**GIVEN INSTRUCTION**
Review the listing and copy each line that holds the word "components".
▼▼▼
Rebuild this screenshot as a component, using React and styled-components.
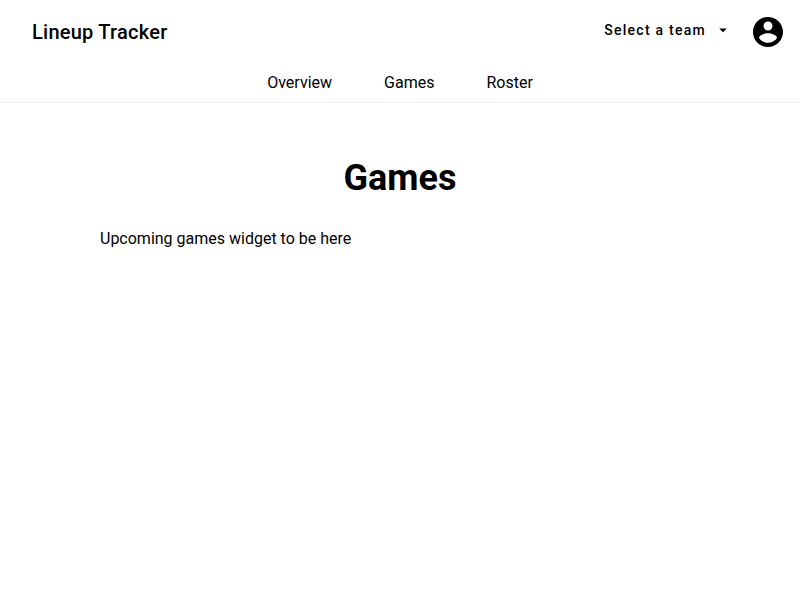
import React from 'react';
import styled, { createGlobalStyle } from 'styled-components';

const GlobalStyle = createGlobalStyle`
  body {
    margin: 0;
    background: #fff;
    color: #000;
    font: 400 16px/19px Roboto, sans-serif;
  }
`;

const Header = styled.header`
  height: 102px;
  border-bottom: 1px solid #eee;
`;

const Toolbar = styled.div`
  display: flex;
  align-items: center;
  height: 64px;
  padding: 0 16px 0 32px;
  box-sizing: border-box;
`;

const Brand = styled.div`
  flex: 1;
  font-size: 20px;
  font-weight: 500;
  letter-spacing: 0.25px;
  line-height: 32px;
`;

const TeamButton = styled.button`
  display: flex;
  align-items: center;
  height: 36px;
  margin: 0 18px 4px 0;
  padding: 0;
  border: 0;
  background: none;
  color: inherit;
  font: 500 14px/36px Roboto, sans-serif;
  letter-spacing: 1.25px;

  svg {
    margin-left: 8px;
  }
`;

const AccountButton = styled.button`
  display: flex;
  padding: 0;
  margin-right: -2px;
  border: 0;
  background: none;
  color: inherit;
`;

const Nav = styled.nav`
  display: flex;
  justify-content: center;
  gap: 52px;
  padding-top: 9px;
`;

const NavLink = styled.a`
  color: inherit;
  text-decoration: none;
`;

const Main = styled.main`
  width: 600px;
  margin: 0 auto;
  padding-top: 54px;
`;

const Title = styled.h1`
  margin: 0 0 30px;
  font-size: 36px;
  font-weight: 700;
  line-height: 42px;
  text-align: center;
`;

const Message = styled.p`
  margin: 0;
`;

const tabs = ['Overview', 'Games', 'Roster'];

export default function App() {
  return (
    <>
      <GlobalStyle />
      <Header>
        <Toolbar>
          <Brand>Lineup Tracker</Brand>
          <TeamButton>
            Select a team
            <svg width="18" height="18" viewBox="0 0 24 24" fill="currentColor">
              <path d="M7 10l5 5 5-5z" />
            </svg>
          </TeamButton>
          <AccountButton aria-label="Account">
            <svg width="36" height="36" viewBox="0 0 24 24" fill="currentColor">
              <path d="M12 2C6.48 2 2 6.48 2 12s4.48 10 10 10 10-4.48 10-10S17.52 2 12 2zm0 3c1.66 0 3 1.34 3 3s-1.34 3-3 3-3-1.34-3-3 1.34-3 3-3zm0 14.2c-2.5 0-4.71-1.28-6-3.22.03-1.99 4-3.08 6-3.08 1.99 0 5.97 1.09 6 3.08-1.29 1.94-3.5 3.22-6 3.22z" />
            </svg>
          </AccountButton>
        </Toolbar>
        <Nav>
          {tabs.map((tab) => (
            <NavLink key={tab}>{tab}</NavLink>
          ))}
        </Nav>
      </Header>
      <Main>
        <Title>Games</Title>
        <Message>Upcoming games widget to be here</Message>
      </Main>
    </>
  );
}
▲▲▲
**SOLUTION**
Rebuild this screenshot as a component, using React and styled-components.
import styled, { createGlobalStyle } from 'styled-components';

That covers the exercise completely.